-------- Data lines --------
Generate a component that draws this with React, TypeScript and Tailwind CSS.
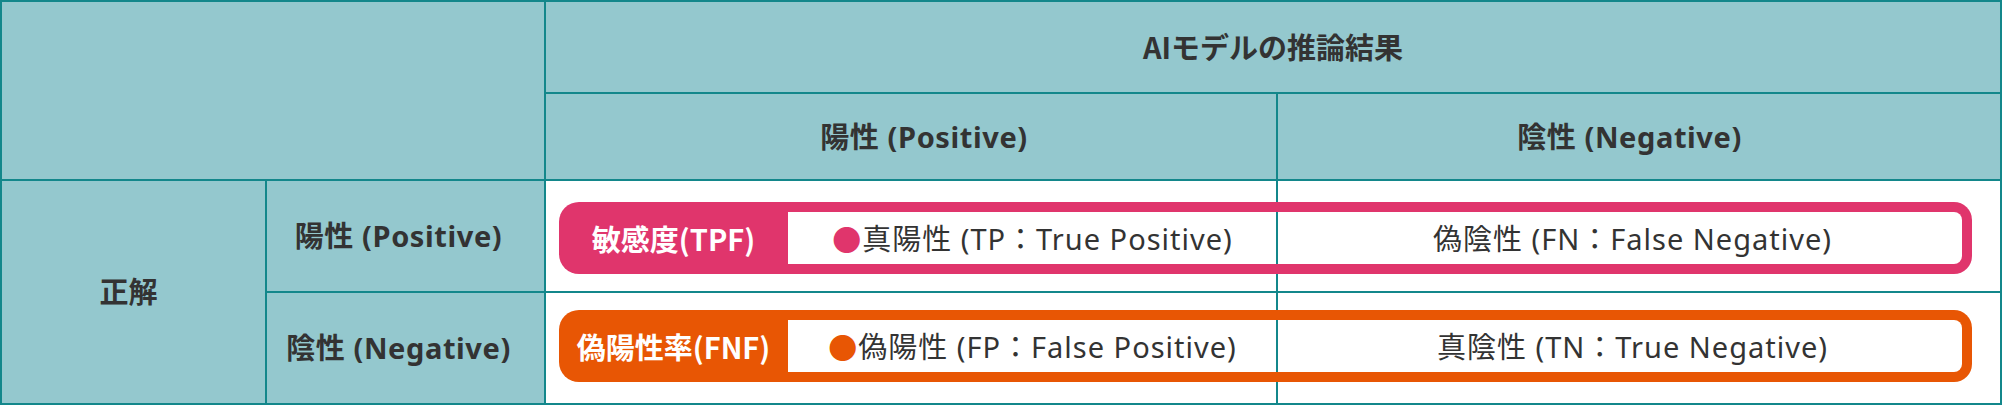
import React from "react";

const headBg = "bg-[#94c8ce]";

function Pill({
  color,
  label,
  left,
  right,
  top,
}: {
  color: "pink" | "orange";
  label: string;
  left: string;
  right: string;
  top: string;
}) {
  const bg = color === "pink" ? "bg-[#e0356c]" : "bg-[#e85604]";
  const border = color === "pink" ? "border-[#e0356c]" : "border-[#e85604]";
  const dot = color === "pink" ? "text-[#e0356c]" : "text-[#e85604]";
  return (
    <div className={`absolute ${top} left-[13px] right-[28px] h-[72px] flex`}>
      <div
        className={`w-[229px] ${bg} rounded-l-[20px] flex items-center justify-center text-white font-bold text-[29px] leading-none font-['Noto_Sans_CJK_JP',sans-serif]`}
      >
        {label}
      </div>
      <div className={`flex-1 flex border-[10px] border-l-0 ${border} rounded-r-[18px]`}>
        <div className="w-[489px] flex items-center justify-center text-[29px] leading-none tracking-[1px]">
          <span className={`${dot} font-['Noto_Sans_CJK_JP',sans-serif]`}>●</span>
          <span>{left}</span>
        </div>
        <div className="flex-1 flex items-center justify-center text-[29px] leading-none tracking-[1px] pl-[26px]">
          {right}
        </div>
      </div>
    </div>
  );
}

export default function App() {
  return (
    <div className="w-[2002px] h-[405px] bg-[#13878b] p-[2px] grid grid-cols-[263px_277px_730px_722px] grid-rows-[90px_85px_110px_110px] gap-[2px] font-['Noto_Sans','Noto_Sans_CJK_JP',sans-serif] text-[#333333]">
      <div className={`col-span-2 row-span-2 ${headBg}`} />
      <div className={`col-span-2 ${headBg} flex items-center justify-center font-bold text-[29px] font-['Noto_Sans_CJK_JP',sans-serif]`}>
        AIモデルの推論結果
      </div>
      <div className={`${headBg} flex items-center justify-center font-bold text-[29px] tracking-[0.6px] pl-[26px]`}>
        陽性 (Positive)
      </div>
      <div className={`${headBg} flex items-center justify-center font-bold text-[29px] tracking-[0.6px] pr-[19px]`}>
        陰性 (Negative)
      </div>
      <div className={`row-span-2 ${headBg} flex items-center justify-center font-bold text-[29px] pr-[10px]`}>
        正解
      </div>
      <div className={`${headBg} flex items-center justify-center font-bold text-[29px] tracking-[0.6px] pr-[14px]`}>
        陽性 (Positive)
      </div>
      <div className="col-span-2 relative grid grid-cols-[730px_722px] gap-[2px]">
        <div className="bg-white" />
        <div className="bg-white" />
        <Pill
          color="pink"
          label="敏感度(TPF)"
          left="真陽性 (TP：True Positive)"
          right="偽陰性 (FN：False Negative)"
          top="top-[21px]"
        />
      </div>
      <div className={`${headBg} flex items-center justify-center font-bold text-[29px] tracking-[0.6px] pr-[14px]`}>
        陰性 (Negative)
      </div>
      <div className="col-span-2 relative grid grid-cols-[730px_722px] gap-[2px]">
        <div className="bg-white" />
        <div className="bg-white" />
        <Pill
          color="orange"
          label="偽陽性率(FNF)"
          left="偽陽性 (FP：False Positive)"
          right="真陰性 (TN：True Negative)"
          top="top-[17px]"
        />
      </div>
    </div>
  );
}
--------
_Challenge_
Restate the whole of the material word for word without the pictures.

_Correct output_
Generate a component that draws this with React, TypeScript and Tailwind CSS.
import React from "react";

const headBg = "bg-[#94c8ce]";

function Pill({
  color,
  label,
  left,
  right,
  top,
}: {
  color: "pink" | "orange";
  label: string;
  left: string;
  right: string;
  top: string;
}) {
  const bg = color === "pink" ? "bg-[#e0356c]" : "bg-[#e85604]";
  const border = color === "pink" ? "border-[#e0356c]" : "border-[#e85604]";
  const dot = color === "pink" ? "text-[#e0356c]" : "text-[#e85604]";
  return (
    <div className={`absolute ${top} left-[13px] right-[28px] h-[72px] flex`}>
      <div
        className={`w-[229px] ${bg} rounded-l-[20px] flex items-center justify-center text-white font-bold text-[29px] leading-none font-['Noto_Sans_CJK_JP',sans-serif]`}
      >
        {label}
      </div>
      <div className={`flex-1 flex border-[10px] border-l-0 ${border} rounded-r-[18px]`}>
        <div className="w-[489px] flex items-center justify-center text-[29px] leading-none tracking-[1px]">
          <span className={`${dot} font-['Noto_Sans_CJK_JP',sans-serif]`}>●</span>
          <span>{left}</span>
        </div>
        <div className="flex-1 flex items-center justify-center text-[29px] leading-none tracking-[1px] pl-[26px]">
          {right}
        </div>
      </div>
    </div>
  );
}

export default function App() {
  return (
    <div className="w-[2002px] h-[405px] bg-[#13878b] p-[2px] grid grid-cols-[263px_277px_730px_722px] grid-rows-[90px_85px_110px_110px] gap-[2px] font-['Noto_Sans','Noto_Sans_CJK_JP',sans-serif] text-[#333333]">
      <div className={`col-span-2 row-span-2 ${headBg}`} />
      <div className={`col-span-2 ${headBg} flex items-center justify-center font-bold text-[29px] font-['Noto_Sans_CJK_JP',sans-serif]`}>
        AIモデルの推論結果
      </div>
      <div className={`${headBg} flex items-center justify-center font-bold text-[29px] tracking-[0.6px] pl-[26px]`}>
        陽性 (Positive)
      </div>
      <div className={`${headBg} flex items-center justify-center font-bold text-[29px] tracking-[0.6px] pr-[19px]`}>
        陰性 (Negative)
      </div>
      <div className={`row-span-2 ${headBg} flex items-center justify-center font-bold text-[29px] pr-[10px]`}>
        正解
      </div>
      <div className={`${headBg} flex items-center justify-center font-bold text-[29px] tracking-[0.6px] pr-[14px]`}>
        陽性 (Positive)
      </div>
      <div className="col-span-2 relative grid grid-cols-[730px_722px] gap-[2px]">
        <div className="bg-white" />
        <div className="bg-white" />
        <Pill
          color="pink"
          label="敏感度(TPF)"
          left="真陽性 (TP：True Positive)"
          right="偽陰性 (FN：False Negative)"
          top="top-[21px]"
        />
      </div>
      <div className={`${headBg} flex items-center justify-center font-bold text-[29px] tracking-[0.6px] pr-[14px]`}>
        陰性 (Negative)
      </div>
      <div className="col-span-2 relative grid grid-cols-[730px_722px] gap-[2px]">
        <div className="bg-white" />
        <div className="bg-white" />
        <Pill
          color="orange"
          label="偽陽性率(FNF)"
          left="偽陽性 (FP：False Positive)"
          right="真陰性 (TN：True Negative)"
          top="top-[17px]"
        />
      </div>
    </div>
  );
}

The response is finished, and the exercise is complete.